**SOURCE MATERIAL**.
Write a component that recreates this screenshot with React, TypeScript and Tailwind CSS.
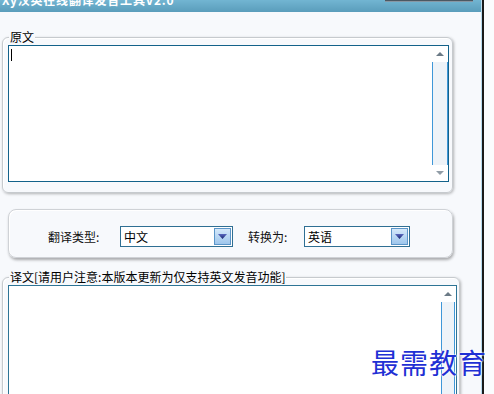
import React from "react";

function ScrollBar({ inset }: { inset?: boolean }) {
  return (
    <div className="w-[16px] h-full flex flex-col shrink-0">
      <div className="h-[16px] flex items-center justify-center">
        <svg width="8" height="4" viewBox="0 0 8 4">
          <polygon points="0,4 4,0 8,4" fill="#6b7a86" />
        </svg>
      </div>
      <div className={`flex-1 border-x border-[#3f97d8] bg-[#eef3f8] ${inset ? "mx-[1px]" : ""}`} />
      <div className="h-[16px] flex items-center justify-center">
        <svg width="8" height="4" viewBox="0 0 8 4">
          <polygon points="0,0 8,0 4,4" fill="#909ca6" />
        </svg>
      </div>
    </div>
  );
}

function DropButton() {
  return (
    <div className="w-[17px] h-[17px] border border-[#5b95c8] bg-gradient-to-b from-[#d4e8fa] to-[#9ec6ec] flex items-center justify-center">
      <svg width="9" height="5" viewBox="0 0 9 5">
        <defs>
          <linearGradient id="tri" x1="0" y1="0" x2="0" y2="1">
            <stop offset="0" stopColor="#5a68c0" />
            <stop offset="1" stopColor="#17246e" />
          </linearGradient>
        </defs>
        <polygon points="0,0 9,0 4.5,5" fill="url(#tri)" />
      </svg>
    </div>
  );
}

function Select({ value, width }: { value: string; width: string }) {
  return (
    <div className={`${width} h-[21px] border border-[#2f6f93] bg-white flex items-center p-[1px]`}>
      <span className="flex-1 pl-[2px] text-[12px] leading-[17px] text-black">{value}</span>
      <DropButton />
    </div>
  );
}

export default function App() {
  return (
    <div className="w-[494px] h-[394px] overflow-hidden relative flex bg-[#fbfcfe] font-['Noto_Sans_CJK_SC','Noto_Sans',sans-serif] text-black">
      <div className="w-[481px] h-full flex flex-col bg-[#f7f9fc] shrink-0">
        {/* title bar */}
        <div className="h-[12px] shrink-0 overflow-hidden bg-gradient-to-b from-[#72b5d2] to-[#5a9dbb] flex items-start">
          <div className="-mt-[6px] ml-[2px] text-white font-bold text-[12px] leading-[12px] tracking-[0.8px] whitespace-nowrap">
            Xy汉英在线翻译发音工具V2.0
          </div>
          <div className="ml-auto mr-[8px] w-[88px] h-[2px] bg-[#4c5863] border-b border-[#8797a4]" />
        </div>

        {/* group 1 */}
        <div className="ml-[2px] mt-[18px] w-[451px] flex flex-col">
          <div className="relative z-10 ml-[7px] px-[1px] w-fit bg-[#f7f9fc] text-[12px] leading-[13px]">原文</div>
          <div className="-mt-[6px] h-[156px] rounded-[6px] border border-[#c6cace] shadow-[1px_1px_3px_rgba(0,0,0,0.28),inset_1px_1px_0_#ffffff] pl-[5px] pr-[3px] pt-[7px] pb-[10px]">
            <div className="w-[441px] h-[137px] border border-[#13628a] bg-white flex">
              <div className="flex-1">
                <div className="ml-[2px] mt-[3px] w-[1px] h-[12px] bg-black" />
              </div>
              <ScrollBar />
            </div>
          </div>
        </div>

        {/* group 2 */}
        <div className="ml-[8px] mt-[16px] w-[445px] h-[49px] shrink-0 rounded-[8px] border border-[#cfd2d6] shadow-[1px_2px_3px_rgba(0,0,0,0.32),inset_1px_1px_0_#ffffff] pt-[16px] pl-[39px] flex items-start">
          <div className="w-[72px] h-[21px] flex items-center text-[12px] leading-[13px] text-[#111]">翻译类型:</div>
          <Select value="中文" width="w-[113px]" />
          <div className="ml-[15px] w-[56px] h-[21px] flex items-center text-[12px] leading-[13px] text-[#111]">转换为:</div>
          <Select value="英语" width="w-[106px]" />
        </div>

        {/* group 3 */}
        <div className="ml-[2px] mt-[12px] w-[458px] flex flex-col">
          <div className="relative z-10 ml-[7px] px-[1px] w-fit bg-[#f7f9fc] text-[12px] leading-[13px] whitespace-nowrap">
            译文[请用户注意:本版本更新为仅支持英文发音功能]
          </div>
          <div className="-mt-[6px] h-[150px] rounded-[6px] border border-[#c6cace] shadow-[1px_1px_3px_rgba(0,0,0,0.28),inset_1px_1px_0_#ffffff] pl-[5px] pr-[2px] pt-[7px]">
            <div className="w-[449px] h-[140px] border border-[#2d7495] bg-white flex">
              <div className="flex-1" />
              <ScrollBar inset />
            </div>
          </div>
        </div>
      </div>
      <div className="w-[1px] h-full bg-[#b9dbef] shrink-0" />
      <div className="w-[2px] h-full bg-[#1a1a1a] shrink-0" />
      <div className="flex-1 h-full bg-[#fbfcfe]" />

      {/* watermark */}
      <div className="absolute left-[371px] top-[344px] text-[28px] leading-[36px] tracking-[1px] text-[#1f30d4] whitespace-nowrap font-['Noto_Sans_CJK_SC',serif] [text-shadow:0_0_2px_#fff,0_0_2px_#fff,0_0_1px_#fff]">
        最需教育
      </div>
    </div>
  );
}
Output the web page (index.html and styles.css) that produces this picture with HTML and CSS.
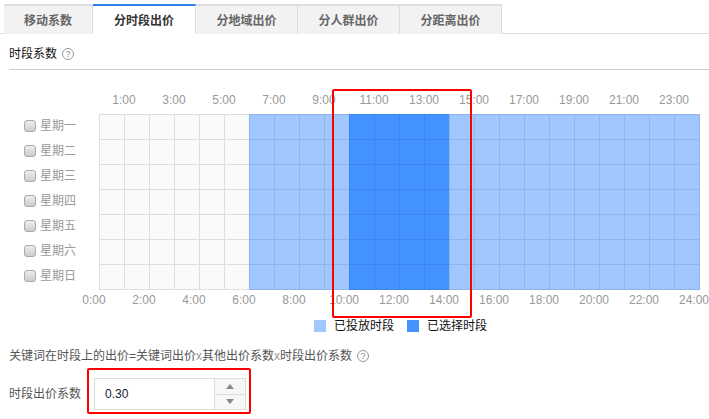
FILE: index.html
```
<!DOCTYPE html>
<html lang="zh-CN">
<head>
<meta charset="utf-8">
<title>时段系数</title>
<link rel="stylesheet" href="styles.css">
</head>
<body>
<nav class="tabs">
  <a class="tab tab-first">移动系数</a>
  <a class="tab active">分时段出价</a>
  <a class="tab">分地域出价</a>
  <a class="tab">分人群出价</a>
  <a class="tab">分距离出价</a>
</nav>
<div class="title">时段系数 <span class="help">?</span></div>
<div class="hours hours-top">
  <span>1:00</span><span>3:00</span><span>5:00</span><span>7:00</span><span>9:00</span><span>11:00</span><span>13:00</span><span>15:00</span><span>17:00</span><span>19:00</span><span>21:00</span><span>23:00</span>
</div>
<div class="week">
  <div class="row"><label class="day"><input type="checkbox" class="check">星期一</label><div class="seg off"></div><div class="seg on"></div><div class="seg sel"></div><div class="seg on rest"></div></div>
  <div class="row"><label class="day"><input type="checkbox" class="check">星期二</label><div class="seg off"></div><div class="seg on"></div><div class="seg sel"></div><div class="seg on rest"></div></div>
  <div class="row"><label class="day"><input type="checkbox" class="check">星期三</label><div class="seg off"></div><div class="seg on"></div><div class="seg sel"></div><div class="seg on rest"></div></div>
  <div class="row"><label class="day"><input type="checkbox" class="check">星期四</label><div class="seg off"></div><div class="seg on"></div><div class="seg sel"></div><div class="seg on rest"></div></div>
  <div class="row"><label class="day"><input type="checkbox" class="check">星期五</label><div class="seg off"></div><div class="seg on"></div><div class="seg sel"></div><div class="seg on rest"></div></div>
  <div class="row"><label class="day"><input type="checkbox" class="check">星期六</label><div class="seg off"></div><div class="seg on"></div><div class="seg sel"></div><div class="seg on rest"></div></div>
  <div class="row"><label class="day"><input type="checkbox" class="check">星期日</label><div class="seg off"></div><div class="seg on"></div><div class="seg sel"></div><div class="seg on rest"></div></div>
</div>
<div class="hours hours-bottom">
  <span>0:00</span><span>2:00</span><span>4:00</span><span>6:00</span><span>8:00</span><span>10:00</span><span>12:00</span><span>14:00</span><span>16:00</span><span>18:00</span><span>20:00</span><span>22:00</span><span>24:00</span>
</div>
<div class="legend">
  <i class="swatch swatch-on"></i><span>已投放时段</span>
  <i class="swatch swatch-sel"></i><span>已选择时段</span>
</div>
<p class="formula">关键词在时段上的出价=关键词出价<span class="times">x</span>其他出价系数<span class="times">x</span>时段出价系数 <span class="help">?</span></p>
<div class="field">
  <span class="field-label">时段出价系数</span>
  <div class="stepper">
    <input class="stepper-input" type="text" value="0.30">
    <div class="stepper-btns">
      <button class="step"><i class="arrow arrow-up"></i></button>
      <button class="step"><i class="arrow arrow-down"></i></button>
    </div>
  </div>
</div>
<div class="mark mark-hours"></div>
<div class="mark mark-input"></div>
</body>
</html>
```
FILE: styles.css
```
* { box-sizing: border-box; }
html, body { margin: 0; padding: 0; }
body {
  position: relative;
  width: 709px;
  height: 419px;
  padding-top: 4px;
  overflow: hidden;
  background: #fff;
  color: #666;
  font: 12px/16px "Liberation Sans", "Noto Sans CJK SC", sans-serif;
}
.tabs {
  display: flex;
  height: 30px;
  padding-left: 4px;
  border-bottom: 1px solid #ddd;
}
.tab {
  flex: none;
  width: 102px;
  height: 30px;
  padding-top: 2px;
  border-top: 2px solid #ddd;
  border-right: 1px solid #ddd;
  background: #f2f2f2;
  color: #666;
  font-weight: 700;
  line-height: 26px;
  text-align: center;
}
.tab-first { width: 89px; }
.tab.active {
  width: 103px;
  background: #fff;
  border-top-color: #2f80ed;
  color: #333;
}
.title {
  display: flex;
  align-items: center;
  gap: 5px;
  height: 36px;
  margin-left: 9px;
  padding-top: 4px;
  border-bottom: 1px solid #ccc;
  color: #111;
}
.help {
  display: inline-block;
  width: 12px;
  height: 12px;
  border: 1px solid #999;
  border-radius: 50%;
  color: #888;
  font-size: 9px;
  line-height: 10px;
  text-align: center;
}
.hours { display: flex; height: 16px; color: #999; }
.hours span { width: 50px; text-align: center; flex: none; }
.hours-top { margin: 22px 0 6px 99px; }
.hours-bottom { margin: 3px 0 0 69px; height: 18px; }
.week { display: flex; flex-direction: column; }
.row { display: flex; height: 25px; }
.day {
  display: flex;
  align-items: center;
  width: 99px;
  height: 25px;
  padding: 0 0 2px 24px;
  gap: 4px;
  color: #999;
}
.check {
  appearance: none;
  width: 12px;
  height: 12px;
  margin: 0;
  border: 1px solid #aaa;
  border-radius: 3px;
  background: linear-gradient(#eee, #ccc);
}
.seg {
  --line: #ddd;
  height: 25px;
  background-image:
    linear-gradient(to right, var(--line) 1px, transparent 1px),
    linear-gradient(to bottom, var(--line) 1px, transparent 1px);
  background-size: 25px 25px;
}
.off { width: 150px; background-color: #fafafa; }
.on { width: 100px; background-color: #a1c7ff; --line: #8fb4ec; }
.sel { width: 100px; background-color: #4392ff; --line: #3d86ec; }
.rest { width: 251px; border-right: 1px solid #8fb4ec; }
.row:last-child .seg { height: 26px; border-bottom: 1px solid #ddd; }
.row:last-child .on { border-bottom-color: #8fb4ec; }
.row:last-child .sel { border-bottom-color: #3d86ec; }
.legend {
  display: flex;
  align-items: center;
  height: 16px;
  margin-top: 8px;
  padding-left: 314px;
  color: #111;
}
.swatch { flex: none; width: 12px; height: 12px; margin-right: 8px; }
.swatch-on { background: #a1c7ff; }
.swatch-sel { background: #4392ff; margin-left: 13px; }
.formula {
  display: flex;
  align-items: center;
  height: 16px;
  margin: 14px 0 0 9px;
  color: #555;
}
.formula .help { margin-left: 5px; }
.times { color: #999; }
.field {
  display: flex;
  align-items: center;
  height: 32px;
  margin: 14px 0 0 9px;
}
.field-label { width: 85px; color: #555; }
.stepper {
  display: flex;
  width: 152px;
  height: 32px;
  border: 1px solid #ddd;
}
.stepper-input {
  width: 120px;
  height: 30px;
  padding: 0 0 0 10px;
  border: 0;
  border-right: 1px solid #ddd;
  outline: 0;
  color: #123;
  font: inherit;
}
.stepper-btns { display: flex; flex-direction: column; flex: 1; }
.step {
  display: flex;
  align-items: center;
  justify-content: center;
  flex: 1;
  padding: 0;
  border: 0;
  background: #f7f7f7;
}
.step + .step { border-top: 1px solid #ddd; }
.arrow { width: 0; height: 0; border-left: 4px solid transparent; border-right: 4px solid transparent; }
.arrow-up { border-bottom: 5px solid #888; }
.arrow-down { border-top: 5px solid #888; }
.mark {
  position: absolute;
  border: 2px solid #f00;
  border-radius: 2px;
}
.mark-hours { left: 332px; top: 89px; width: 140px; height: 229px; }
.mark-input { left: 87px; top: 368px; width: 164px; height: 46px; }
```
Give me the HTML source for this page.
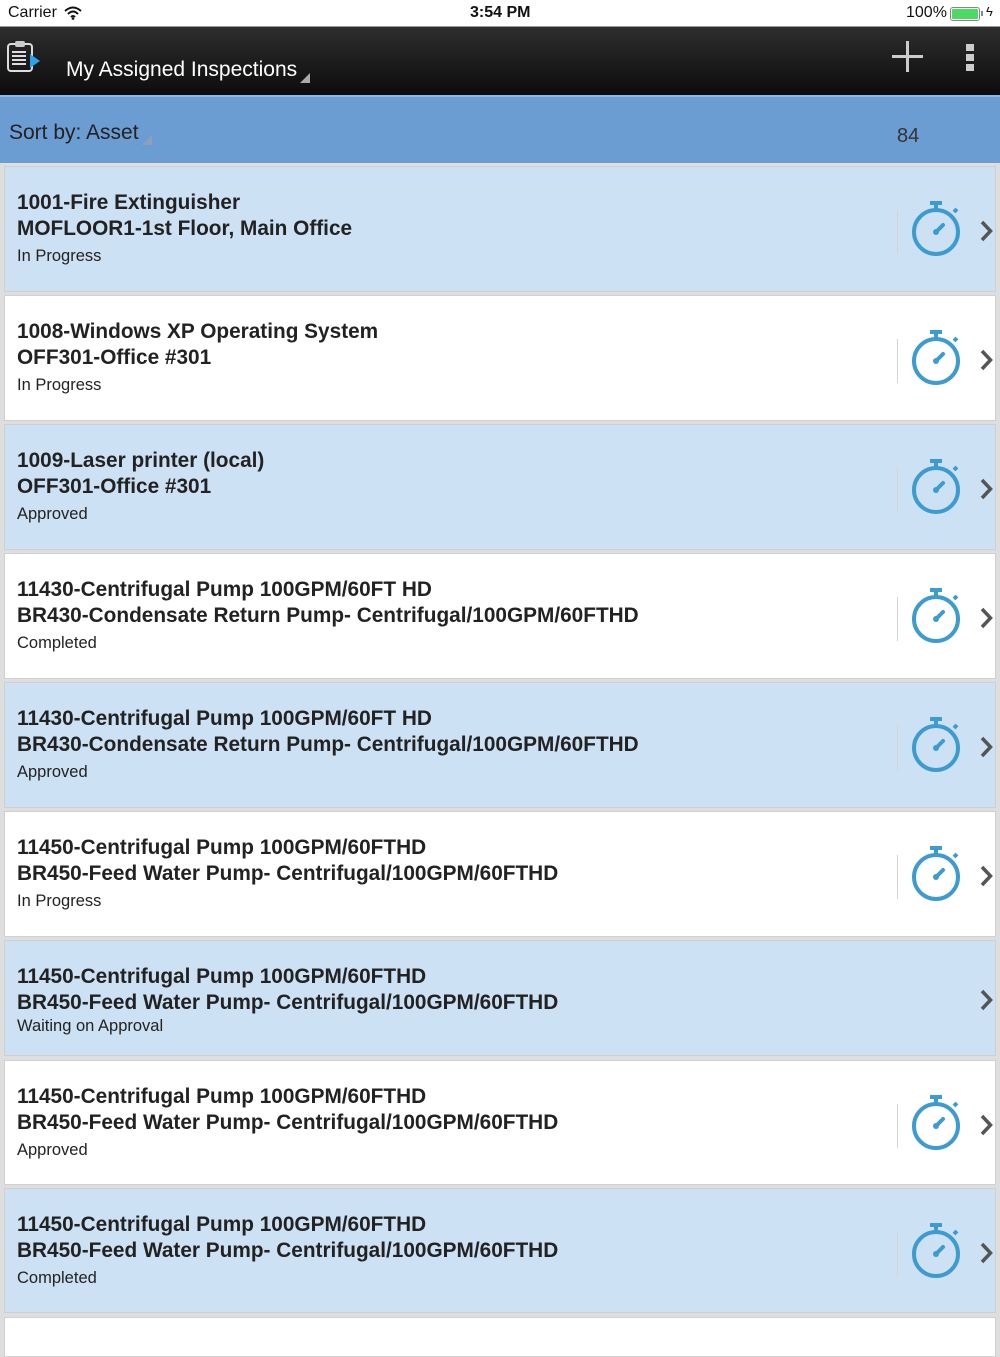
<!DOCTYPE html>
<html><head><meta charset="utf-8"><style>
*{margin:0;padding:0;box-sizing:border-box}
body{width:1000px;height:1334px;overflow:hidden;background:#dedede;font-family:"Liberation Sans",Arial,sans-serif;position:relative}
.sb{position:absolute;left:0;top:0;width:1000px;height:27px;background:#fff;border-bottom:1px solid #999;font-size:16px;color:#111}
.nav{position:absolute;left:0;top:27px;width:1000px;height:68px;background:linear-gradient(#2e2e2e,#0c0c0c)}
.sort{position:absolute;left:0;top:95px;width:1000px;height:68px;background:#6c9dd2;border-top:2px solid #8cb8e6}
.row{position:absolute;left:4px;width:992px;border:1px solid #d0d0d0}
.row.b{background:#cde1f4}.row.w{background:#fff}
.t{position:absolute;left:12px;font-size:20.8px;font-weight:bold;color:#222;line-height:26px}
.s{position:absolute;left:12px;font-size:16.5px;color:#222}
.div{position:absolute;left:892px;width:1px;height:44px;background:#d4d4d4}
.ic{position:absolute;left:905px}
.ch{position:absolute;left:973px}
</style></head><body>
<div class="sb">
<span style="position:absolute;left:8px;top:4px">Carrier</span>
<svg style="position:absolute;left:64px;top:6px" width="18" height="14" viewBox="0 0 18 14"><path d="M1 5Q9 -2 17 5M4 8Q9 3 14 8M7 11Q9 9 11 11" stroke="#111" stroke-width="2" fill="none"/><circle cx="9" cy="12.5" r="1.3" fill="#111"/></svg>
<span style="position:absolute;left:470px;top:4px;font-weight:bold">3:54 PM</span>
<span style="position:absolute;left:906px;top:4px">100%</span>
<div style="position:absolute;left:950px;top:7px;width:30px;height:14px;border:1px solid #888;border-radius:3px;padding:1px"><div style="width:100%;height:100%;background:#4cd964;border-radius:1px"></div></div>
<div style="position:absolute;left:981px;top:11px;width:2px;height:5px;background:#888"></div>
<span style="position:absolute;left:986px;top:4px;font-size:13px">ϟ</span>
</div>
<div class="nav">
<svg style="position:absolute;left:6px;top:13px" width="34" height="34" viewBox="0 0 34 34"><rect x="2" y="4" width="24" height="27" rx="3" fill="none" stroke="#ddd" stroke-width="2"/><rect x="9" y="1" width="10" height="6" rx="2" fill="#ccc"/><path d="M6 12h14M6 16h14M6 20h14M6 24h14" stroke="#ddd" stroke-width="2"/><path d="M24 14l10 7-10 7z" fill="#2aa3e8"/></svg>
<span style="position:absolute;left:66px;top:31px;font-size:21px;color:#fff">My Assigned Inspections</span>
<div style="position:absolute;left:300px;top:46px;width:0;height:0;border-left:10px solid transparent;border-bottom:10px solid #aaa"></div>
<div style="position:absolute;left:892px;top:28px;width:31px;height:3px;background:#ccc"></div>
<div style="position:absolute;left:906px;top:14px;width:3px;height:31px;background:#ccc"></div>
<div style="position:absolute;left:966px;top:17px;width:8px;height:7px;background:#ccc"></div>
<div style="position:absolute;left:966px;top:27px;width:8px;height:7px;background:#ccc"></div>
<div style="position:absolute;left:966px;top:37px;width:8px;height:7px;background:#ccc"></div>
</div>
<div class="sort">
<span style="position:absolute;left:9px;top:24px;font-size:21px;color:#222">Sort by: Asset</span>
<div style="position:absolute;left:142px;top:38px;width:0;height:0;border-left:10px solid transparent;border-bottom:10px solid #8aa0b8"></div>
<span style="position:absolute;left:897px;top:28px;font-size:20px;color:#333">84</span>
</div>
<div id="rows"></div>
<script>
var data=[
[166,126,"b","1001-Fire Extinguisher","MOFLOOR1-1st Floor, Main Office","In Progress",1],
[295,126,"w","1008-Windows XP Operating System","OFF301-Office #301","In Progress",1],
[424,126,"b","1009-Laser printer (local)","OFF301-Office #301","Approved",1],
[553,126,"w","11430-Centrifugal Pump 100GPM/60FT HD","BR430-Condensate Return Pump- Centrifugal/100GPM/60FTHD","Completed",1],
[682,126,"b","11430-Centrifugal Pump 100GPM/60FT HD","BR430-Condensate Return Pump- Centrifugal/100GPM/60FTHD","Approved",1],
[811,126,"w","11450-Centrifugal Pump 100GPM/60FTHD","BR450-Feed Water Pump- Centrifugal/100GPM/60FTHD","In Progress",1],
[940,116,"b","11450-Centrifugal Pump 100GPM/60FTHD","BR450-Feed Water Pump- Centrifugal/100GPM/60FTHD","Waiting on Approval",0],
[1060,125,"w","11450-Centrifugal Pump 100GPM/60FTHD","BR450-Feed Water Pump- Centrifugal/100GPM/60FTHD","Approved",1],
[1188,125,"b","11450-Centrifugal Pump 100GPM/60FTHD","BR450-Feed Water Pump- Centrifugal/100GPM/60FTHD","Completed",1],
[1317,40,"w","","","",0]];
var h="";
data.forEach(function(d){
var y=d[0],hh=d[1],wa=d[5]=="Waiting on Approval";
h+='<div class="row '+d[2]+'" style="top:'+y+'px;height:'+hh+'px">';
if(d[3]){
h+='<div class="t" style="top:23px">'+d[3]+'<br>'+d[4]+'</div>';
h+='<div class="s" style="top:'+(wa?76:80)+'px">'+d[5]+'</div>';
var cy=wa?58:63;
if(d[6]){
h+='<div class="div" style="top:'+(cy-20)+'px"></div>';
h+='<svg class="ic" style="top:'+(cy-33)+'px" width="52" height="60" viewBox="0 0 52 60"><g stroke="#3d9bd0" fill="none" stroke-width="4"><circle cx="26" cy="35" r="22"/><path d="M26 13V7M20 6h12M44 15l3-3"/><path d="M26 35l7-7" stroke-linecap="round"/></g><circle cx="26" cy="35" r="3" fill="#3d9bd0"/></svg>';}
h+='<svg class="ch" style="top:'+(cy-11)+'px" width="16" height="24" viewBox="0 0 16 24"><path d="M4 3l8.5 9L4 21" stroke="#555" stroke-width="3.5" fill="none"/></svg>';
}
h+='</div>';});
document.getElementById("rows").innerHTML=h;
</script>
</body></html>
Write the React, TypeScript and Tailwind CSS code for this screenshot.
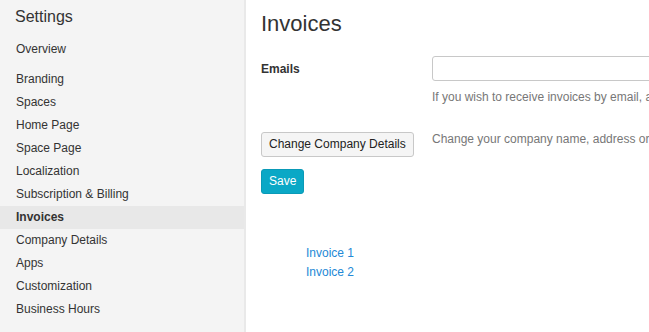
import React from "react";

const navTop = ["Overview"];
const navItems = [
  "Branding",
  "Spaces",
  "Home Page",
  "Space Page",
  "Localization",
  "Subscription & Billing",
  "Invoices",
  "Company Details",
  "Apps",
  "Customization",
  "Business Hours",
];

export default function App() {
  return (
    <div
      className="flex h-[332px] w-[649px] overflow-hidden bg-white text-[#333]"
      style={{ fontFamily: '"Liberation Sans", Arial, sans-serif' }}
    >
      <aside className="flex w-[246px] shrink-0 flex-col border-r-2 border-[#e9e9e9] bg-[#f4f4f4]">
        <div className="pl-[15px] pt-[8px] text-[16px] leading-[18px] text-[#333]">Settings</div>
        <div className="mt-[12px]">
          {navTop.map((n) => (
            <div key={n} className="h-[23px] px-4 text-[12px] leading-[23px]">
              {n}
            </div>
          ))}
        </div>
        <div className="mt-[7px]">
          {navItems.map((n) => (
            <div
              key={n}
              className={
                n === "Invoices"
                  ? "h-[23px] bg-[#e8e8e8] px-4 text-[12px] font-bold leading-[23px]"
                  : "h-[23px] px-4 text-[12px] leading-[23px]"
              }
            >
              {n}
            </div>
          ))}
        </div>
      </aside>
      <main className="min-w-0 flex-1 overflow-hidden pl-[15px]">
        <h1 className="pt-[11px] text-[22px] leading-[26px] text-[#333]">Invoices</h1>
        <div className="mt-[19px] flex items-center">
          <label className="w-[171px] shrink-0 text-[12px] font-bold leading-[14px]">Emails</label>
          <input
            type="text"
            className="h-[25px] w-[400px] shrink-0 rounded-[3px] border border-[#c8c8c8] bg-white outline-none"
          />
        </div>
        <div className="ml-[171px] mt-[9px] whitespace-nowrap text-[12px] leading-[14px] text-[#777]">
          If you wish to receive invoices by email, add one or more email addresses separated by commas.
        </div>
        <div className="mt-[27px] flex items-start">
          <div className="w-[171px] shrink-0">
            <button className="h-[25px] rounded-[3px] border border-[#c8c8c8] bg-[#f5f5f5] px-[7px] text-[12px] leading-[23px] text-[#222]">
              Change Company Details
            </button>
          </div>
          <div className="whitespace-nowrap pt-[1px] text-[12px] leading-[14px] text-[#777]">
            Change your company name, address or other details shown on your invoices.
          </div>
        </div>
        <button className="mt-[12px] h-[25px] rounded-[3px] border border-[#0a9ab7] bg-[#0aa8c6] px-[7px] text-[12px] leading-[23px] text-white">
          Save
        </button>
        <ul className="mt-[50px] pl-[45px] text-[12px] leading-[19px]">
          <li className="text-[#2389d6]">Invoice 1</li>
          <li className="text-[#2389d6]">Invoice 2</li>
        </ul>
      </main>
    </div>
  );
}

**GIVEN REQUEST**.
Pull out each line of the entries that contains "with".

**OUTPUT OF THE TASK**.
Write a component that recreates this screenshot with React, TypeScript and Tailwind CSS.
Output the web page (index.html and styles.css) that produces this picture with HTML and CSS.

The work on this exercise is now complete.